7            In Escalona-Naranjo, our supreme court held that “a motion under sec. 974.06 could not be used to review issues which were or could have been litigated on direct appeal.”  Id. at 172.  The statute, however, does not preclude a defendant from raising “an issue of constitutional dimension which for sufficient reason was not asserted or was inadequately raised in his original, supplemental or amended postconviction motions.”  Id. at 184.  Because Jagusch’s challenge to the sufficiency of the evidence could have been litigated on direct appeal, and further, because Jagusch has failed to provide any justification for the omission of this issue on direct appeal, we conclude that this issue is procedurally barred under Wis. Stat. § 974.06(4) and the holding of Escalona-Naranjo.

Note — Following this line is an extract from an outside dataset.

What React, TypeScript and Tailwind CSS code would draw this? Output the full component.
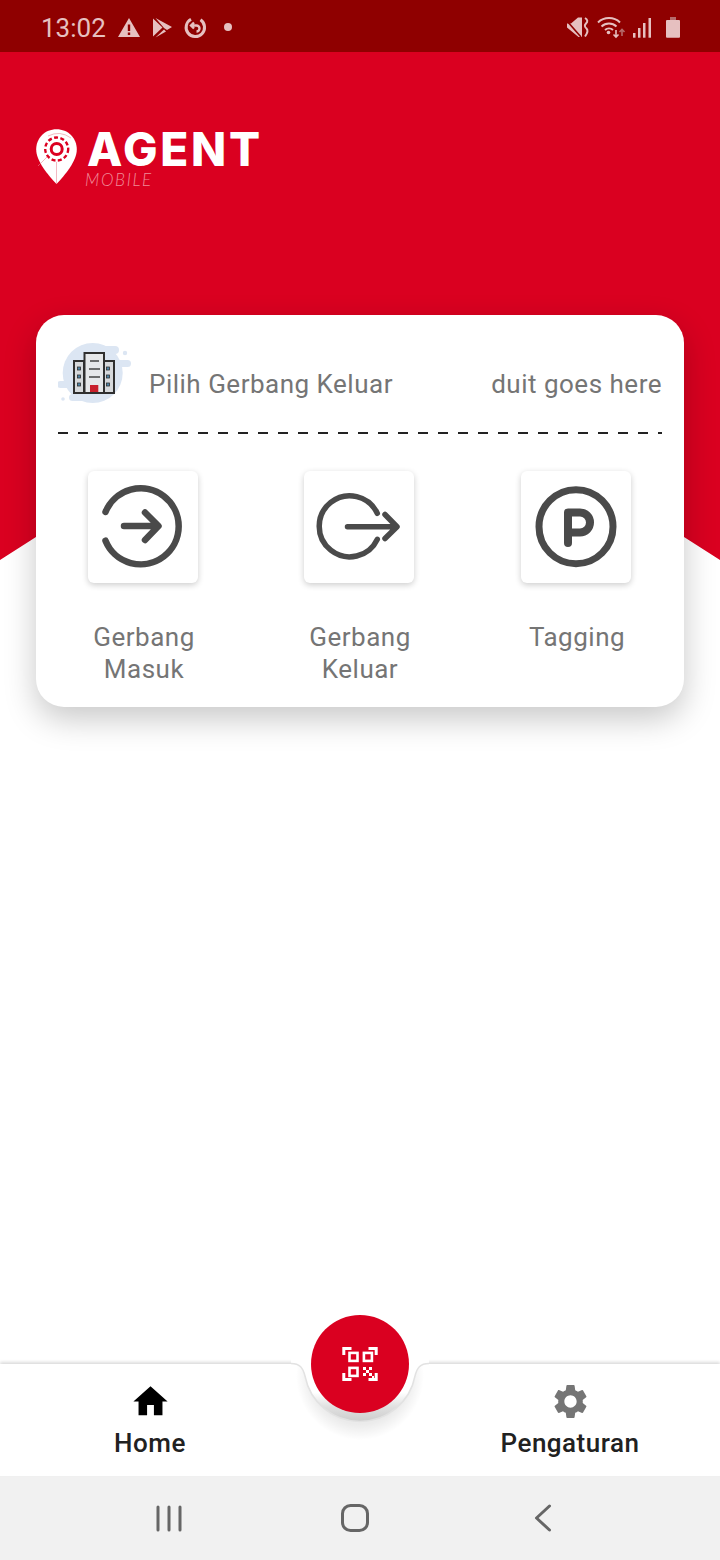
import { MdHome, MdSettings } from 'react-icons/md';

const StatusLeftIcons = () => (
  <svg width="116" height="24" viewBox="118 16 116 24" className="ml-[13px]">
    <path
      fillRule="evenodd"
      fill="#e6c0c0"
      d="M129 18 L140 37 H118 Z M127.8 24.5 V31 H130.2 V24.5 Z M127.8 32.5 V35 H130.2 V32.5 Z"
    />
    <path fill="#e6c0c0" d="M153 18.5 L162.5 27.5 L153 36.5 Z M155.5 18 L172 27 L167 30 L164 28 Z M155.5 37.5 L166 31.5 L164 29.5 Z" />
    <path fill="none" stroke="#e6c0c0" strokeWidth="3" d="M200.5 19.8 A 9.2 9.2 0 1 1 191 19.3" />
    <path fill="none" stroke="#e6c0c0" strokeWidth="2.4" d="M191.5 25.5 H196.5 A 3 3 0 0 1 196.5 31.5 M194 22.5 L191 25.5 L194 28.5" />
    <circle cx="228" cy="27" r="4" fill="#e6c0c0" />
  </svg>
);

const StatusRightIcons = () => (
  <svg width="117" height="26" viewBox="565 15 117 26">
    <path fill="#e6c0c0" d="M567 23.5 H571 L578 17.5 H582 V37 H578.5 L567 27.5 Z" />
    <path fill="none" stroke="#8f0000" strokeWidth="1.6" d="M567 21 L581 37" />
    <path fill="none" stroke="#e6c0c0" strokeWidth="2" d="M585 18 Q589 20.5 586 23.5 Q583.5 26 586.5 28.5 Q589 31 585 36.5" />
    <path fill="none" stroke="#e6c0c0" strokeWidth="2" d="M598 22.5 A 16 16 0 0 1 620 22.5 M601.5 26.5 A 11 11 0 0 1 616.5 26.5 M605 30 A 6 6 0 0 1 613 30" />
    <circle cx="608.5" cy="32.5" r="1.8" fill="#e6c0c0" />
    <path fill="none" stroke="#e6c0c0" strokeWidth="1.6" d="M616 30 V36.5 M613.5 34.5 L616 37 L618.5 34.5" />
    <path fill="none" stroke="#b56a6a" strokeWidth="1.6" d="M622 36 V30 M619.5 32 L622 29.5 L624.5 32" />
    <rect x="633" y="33" width="2.5" height="4.7" fill="#e6c0c0" />
    <rect x="638" y="28" width="2.5" height="9.7" fill="#e6c0c0" />
    <rect x="643" y="23" width="2.5" height="14.7" fill="#e6c0c0" />
    <rect x="648.5" y="18" width="2.5" height="19.7" fill="#e6c0c0" />
    <rect x="670" y="17" width="6" height="4" fill="#b56a6a" />
    <rect x="666" y="20" width="14" height="17.7" rx="1" fill="#e6c0c0" />
  </svg>
);

const LogoPin = () => (
  <svg width="41" height="55" viewBox="36 129 41 55" className="shrink-0">
    <path fill="#fff" d="M56.5 129.3 C68 129.3 76.8 138 76.8 149.5 C76.8 161 65 175 56.5 184 C48 175 36.2 161 36.2 149.5 C36.2 138 45 129.3 56.5 129.3 Z" />
    <circle cx="56.7" cy="149" r="11.5" fill="none" stroke="#dc0021" strokeWidth="2.4" strokeDasharray="4 2.4" />
    <circle cx="56.7" cy="149" r="5.5" fill="none" stroke="#dc0021" strokeWidth="3" />
    <path fill="none" stroke="#e98a98" strokeWidth="0.6" d="M56.5 162 V184 M47 157 L38 166 M48 136 Q60 130 71 138" />
  </svg>
);

const BuildingIcon = () => (
  <svg width="74" height="60" viewBox="58 343 74 60" className="self-start shrink-0">
    <g fill="#dce6f3">
      <circle cx="92.7" cy="373" r="30" />
      <rect x="100" y="346" width="19" height="8" rx="4" />
      <rect x="104" y="360" width="27" height="7" rx="3.5" />
      <rect x="57" y="381" width="30" height="7" rx="3.5" />
      <rect x="69" y="394" width="26" height="7" rx="3.5" />
      <circle cx="125" cy="353" r="2.2" />
      <circle cx="63" cy="399" r="1.8" />
    </g>
    <g stroke="#2f2f2f" strokeWidth="2">
      <rect x="74" y="361" width="10" height="32" fill="#d6d9dc" />
      <rect x="104" y="361" width="10" height="32" fill="#d6d9dc" />
      <rect x="84.5" y="353" width="19.5" height="40" fill="#e6e8ea" />
    </g>
    <path stroke="#444" strokeWidth="1.4" d="M90 361 H99 M89 369 H100 M89 377 H100" />
    <g fill="#4f86a8" stroke="#2f2f2f" strokeWidth="0.8">
      <rect x="77.5" y="367" width="3" height="3" />
      <rect x="77.5" y="375" width="3" height="3" />
      <rect x="77.5" y="383" width="3" height="3" />
      <rect x="106.5" y="367" width="3" height="3" />
      <rect x="106.5" y="375" width="3" height="3" />
      <rect x="106.5" y="383" width="3" height="3" />
    </g>
    <rect x="90" y="385" width="8.3" height="8" fill="#c8202c" />
    <path stroke="#2f2f2f" strokeWidth="2" d="M73 393 H115" />
  </svg>
);

const GateInIcon = () => (
  <svg width="110" height="112" viewBox="88 471 110 112" fill="none" stroke="#4a4a4a" strokeWidth="6.5" strokeLinecap="round" strokeLinejoin="round">
    <path d="M105.5 512 A 38 38 0 1 1 105.5 540.7" />
    <path d="M124 526 H158 M145 512.5 L158.5 526 L145 540" />
  </svg>
);

const GateOutIcon = () => (
  <svg width="110" height="112" viewBox="304 471 110 112" fill="none" stroke="#4a4a4a" strokeWidth="5.5" strokeLinecap="round" strokeLinejoin="round">
    <path d="M377.3 513.3 A 30.5 30.5 0 1 0 377.3 539.3" />
    <path d="M347.5 526.7 H396 M385 514.5 L397 526.7 L385 538.5" />
  </svg>
);

const ParkingIcon = () => (
  <svg width="110" height="112" viewBox="521 471 110 112" fill="none" stroke="#4a4a4a" strokeLinecap="round" strokeLinejoin="round">
    <circle cx="576" cy="526.7" r="37" strokeWidth="7" />
    <path strokeWidth="8" d="M568 543 V512.5 H580 A 10 10 0 0 1 580 532.5 H568" />
  </svg>
);

const QrIcon = () => (
  <svg width="36" height="36" viewBox="342 1346 36 36" fill="none" stroke="#fff">
    <path strokeWidth="3" d="M343.8 1355 V1348.5 H351.5 M368.5 1348.5 H376.2 V1355 M343.8 1373 V1379.5 H351.5 M368.5 1379.5 H376.2 V1373" />
    <rect x="349.5" y="1352.9" width="8" height="8" strokeWidth="2.6" />
    <rect x="363.9" y="1352.9" width="8" height="8" strokeWidth="2.6" />
    <rect x="349.5" y="1367.9" width="8" height="8" strokeWidth="2.6" />
    <g fill="#fff" stroke="none">
      <rect x="363" y="1367" width="3" height="3" />
      <rect x="369" y="1367" width="3" height="3" />
      <rect x="366" y="1370" width="3" height="3" />
      <rect x="363" y="1373" width="3" height="3" />
      <rect x="369" y="1373" width="3" height="3" />
      <rect x="372" y="1376" width="2" height="2" />
    </g>
  </svg>
);

const menu = [
  { label: ['Gerbang', 'Masuk'], icon: <GateInIcon /> },
  { label: ['Gerbang', 'Keluar'], icon: <GateOutIcon /> },
  { label: ['Tagging'], icon: <ParkingIcon /> },
];

export default function App() {
  return (
    <div className="relative flex h-[1560px] w-[720px] flex-col overflow-hidden bg-white font-['Roboto',sans-serif]">
      {/* Status bar */}
      <div className="flex h-[52px] shrink-0 items-center justify-between bg-[#8f0000] pl-[41px] pr-[38px] pt-[4px] text-[26px] text-[#e6c0c0]">
        <div className="flex items-center">
          <span className="w-[64px]">13:02</span>
          <StatusLeftIcons />
        </div>
        <StatusRightIcons />
      </div>

      {/* Red header */}
      <div className="h-[508px] shrink-0 bg-[#da0020] [clip-path:polygon(0_0,100%_0,100%_100%,50%_278px,0_100%)]">
        <div className="flex items-start pl-[36px] pt-[77px]">
          <LogoPin />
          <div className="ml-[10px] flex flex-col">
            <span className="font-['Inter',sans-serif] text-[46px] font-extrabold leading-[40px] tracking-[2.7px] text-white">AGENT</span>
            <span className="ml-[-2px] mt-[2px] font-['Lato',sans-serif] text-[17px] font-light italic leading-[18px] tracking-[1.6px] text-[#f08a98]">MOBILE</span>
          </div>
        </div>
      </div>

      {/* Card */}
      <div className="relative mx-[36px] -mt-[245px] h-[392px] shrink-0 rounded-[28px] bg-white shadow-[0_12px_32px_rgba(0,0,0,0.22)]">
        <div className="mx-[22px] mt-[28px] flex h-[82px] items-center text-[26px] tracking-[0.5px] text-[#757575]">
          <BuildingIcon />
          <span className="ml-[17px]">Pilih Gerbang Keluar</span>
          <span className="ml-auto">duit goes here</span>
        </div>
        <div className="mx-[22px] mt-[7px] h-[2px] bg-[repeating-linear-gradient(90deg,#222_0_10px,transparent_10px_20px)]" />
        <div className="mt-[37px] grid grid-cols-[214px_218px_216px]">
          {menu.map((item) => (
            <div key={item.label.join(' ')} className="flex flex-col items-center">
              <div className="h-[112px] w-[110px] rounded-[6px] bg-white shadow-[0_2px_6px_rgba(0,0,0,0.2)]">{item.icon}</div>
              <p className="ml-[2px] mt-[38px] text-center text-[26px] leading-[32px] tracking-[0.5px] text-[#757575]">
                {item.label.map((line) => (
                  <span key={line} className="block">{line}</span>
                ))}
              </p>
            </div>
          ))}
        </div>
      </div>

      <div className="flex-1" />

      {/* Bottom navigation */}
      <div className="relative flex h-[112px] shrink-0 bg-white shadow-[0_-2px_3px_rgba(0,0,0,0.14)]">
        <div className="flex w-[300px] flex-col items-center pt-[17px]">
          <MdHome size={41} color="#000" />
          <span className="-mt-[1px] text-[26px] font-medium leading-[44px] tracking-[0.5px] text-[#212121]">Home</span>
        </div>
        <div className="w-[120px]" />
        <div className="flex w-[300px] flex-col items-center pt-[17px]">
          <MdSettings size={41} color="#757575" />
          <span className="-mt-[1px] text-[26px] font-medium leading-[44px] tracking-[0.5px] text-[#212121]">Pengaturan</span>
        </div>

        {/* Notch around the scan button */}
        <svg width="150" height="90" viewBox="285 1350 150 90" className="absolute left-[285px] top-[-14px]">
          <defs>
            <linearGradient id="notch" x1="0" y1="0" x2="0" y2="1">
              <stop offset="0.5" stopColor="#ffffff" />
              <stop offset="0.75" stopColor="#e0e0e0" />
              <stop offset="1" stopColor="#cdcdcd" />
            </linearGradient>
            <radialGradient id="notchShade" cx="0.5" cy="0.5" r="0.5">
              <stop offset="0.75" stopColor="#000" stopOpacity="0.08" />
              <stop offset="1" stopColor="#000" stopOpacity="0" />
            </radialGradient>
          </defs>
          <circle cx="360" cy="1376" r="64" fill="url(#notchShade)" />
          <rect x="291" y="1350" width="138" height="14" fill="#fff" />
          <path
            fill="url(#notch)"
            stroke="#e2e2e2"
            strokeWidth="1.5"
            d="M291 1363.5 C300 1363.5 303 1368 305 1376 A 56 56 0 0 0 415 1376 C417 1368 420 1363.5 429 1363.5"
          />
        </svg>

        <button className="absolute left-[311px] top-[-49px] flex h-[98px] w-[98px] items-center justify-center rounded-full bg-[#da0020]">
          <QrIcon />
        </button>
      </div>

      {/* System navigation */}
      <div className="flex h-[84px] shrink-0 items-center bg-[#f1f1f1]">
        <div className="flex w-[337px] items-center justify-center">
          <svg width="26" height="27" viewBox="0 0 26 27" fill="none" stroke="#666" strokeWidth="3" strokeLinecap="round">
            <path d="M2 2 V25 M13 2 V25 M24 2 V25" />
          </svg>
        </div>
        <svg width="28" height="28" viewBox="0 0 28 28" fill="none" stroke="#666" strokeWidth="3" className="ml-[4px]">
          <rect x="1.5" y="1.5" width="25" height="25" rx="8" />
        </svg>
        <svg width="18" height="28" viewBox="0 0 18 28" fill="none" stroke="#666" strokeWidth="3" strokeLinecap="round" strokeLinejoin="round" className="ml-[165px]">
          <path d="M15.5 2 L2.5 14 L15.5 26" />
        </svg>
      </div>
    </div>
  );
}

By the Court.—Order affirmed.

This opinion will not be published.  See Wis. Stat. Rule 809.23(1)(b)5. 

 


 



[1]  All statutory references are to the 1997-98 version unless otherwise noted.

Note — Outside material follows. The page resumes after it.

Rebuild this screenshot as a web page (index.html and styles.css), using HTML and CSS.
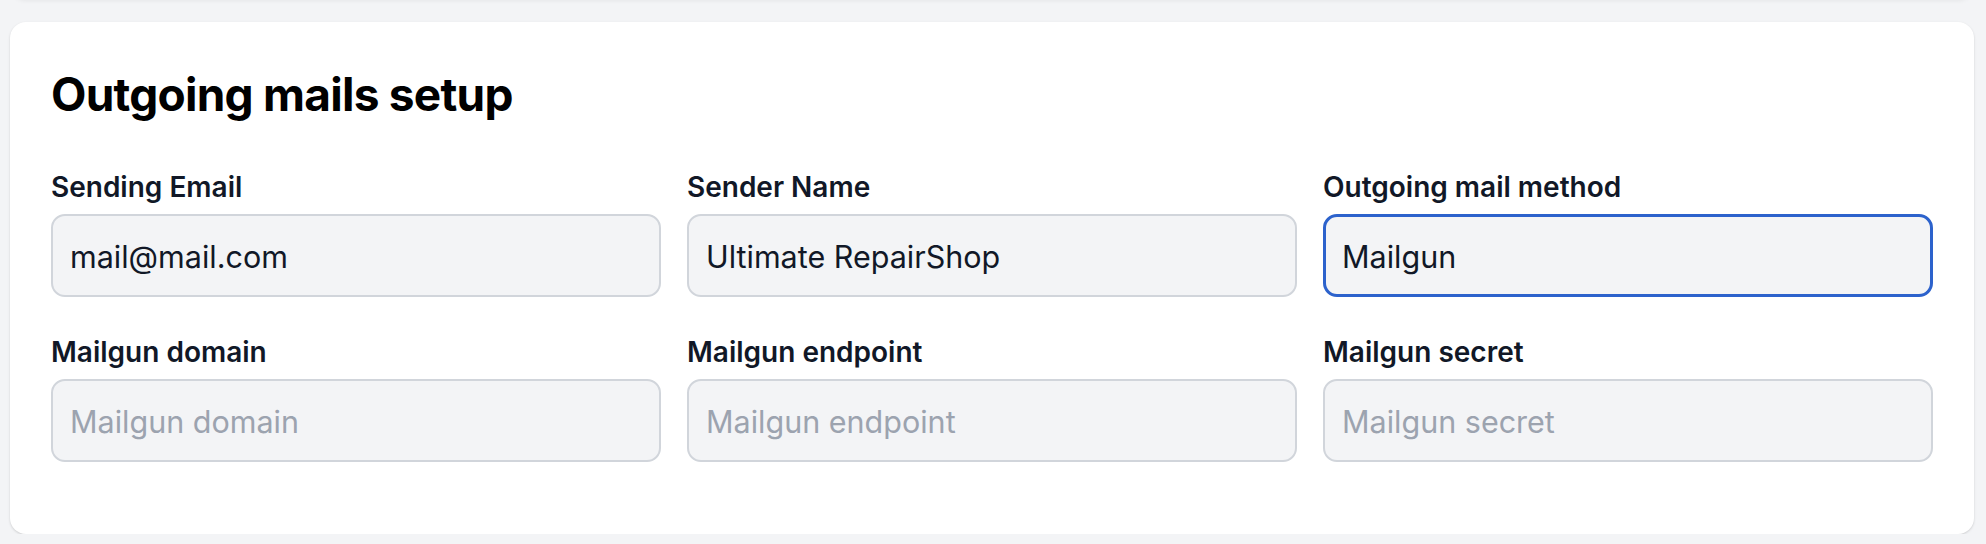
FILE: index.html
```html
<!DOCTYPE html>
<html lang="en">
<head>
    <meta charset="UTF-8">
    <meta name="viewport" content="width=device-width, initial-scale=1.0">
    <title>Outgoing mails setup</title>
    <link rel="stylesheet" href="styles.css">
</head>
<body>
    <div class="page">
        <!-- bottom of the settings card above, scrolled out of view -->
        <div class="card card-above"></div>

        <div class="card">
            <h2 class="card-title">Outgoing mails setup</h2>

            <div class="form-grid">
                <div class="field">
                    <label for="sendingEmail">Sending Email</label>
                    <input type="text" id="sendingEmail" value="mail@mail.com">
                </div>
                <div class="field">
                    <label for="senderName">Sender Name</label>
                    <input type="text" id="senderName" value="Ultimate RepairShop">
                </div>
                <div class="field">
                    <label for="mailMethod">Outgoing mail method</label>
                    <input type="text" id="mailMethod" class="is-focused" value="Mailgun">
                </div>
                <div class="field">
                    <label for="mailgunDomain">Mailgun domain</label>
                    <input type="text" id="mailgunDomain" placeholder="Mailgun domain">
                </div>
                <div class="field">
                    <label for="mailgunEndpoint">Mailgun endpoint</label>
                    <input type="text" id="mailgunEndpoint" placeholder="Mailgun endpoint">
                </div>
                <div class="field">
                    <label for="mailgunSecret">Mailgun secret</label>
                    <input type="text" id="mailgunSecret" placeholder="Mailgun secret">
                </div>
            </div>
        </div>
    </div>
</body>
</html>
```

FILE: styles.css
```css
body {
    font-family: Inter, "Noto Sans", Arial, sans-serif;
    margin: 0;
    background-color: #f3f4f6;
    color: #111827;
}
.page {
    padding: 0 12px 0 10px;
}
.card {
    background: white;
    border-radius: 16px;
    padding: 44px 41px 72px 41px;
    box-shadow: 0 1px 3px rgba(0,0,0,0.1), 0 1px 2px rgba(0,0,0,0.06);
}
.card-above {
    height: 40px;
    margin-top: -40px;
    padding: 0;
    margin-bottom: 22px;
    box-shadow: 0 1px 4px rgba(0,0,0,0.06);
}
.card-title {
    margin: 0 0 45px 0;
    font-size: 46px;
    line-height: 56px;
    font-weight: 700;
    letter-spacing: -0.75px;
    color: #000;
}
.form-grid {
    display: grid;
    grid-template-columns: repeat(3, 1fr);
    column-gap: 26px;
    row-gap: 35px;
}
.field label {
    display: block;
    margin-bottom: 7px;
    font-size: 28px;
    line-height: 40px;
    font-weight: 600;
    color: #111827;
}
.field input {
    display: block;
    width: 100%;
    height: 83px;
    box-sizing: border-box;
    padding: 2px 17px 0 17px;
    font-family: inherit;
    font-size: 30.5px;
    color: #111827;
    background: #f3f4f6;
    border: 2px solid #d1d5db;
    border-radius: 14px;
    outline: none;
}
.field input::placeholder {
    color: #9ca3af;
}
.field input.is-focused {
    border: 3px solid #2c62cc;
    padding-left: 16px;
}
```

[2]  We note that at the Wis. Stat. § 974.06 motion hearing, counsel stated that trial counsel was ineffective for failing to recognize that “there is no such crime of attempted mayhem … [and] … inasmuch as there isn’t the crime of attempted mayhem, this court lacked jurisdiction at the outset.”  Indicating that trial counsel’s testimony was unnecessary to the court’s determination of the jurisdictional argument, counsel stated that “if there’s not a jurisdictional defect, there was no ineffective assistance.”  On appeal, Jagusch has abandoned his argument that the crime of attempted mayhem does not exist under Wisconsin law.  Thus, we refrain from addressing it.  See Reiman Assocs. v. R/A Adver., 102 Wis. 2d 305, 306 n.1, 306 N.W.2d 292 (Ct. App. 1981).  In any event, Jagusch’s failure to preserve trial counsel’s testimony precludes our review of the matter.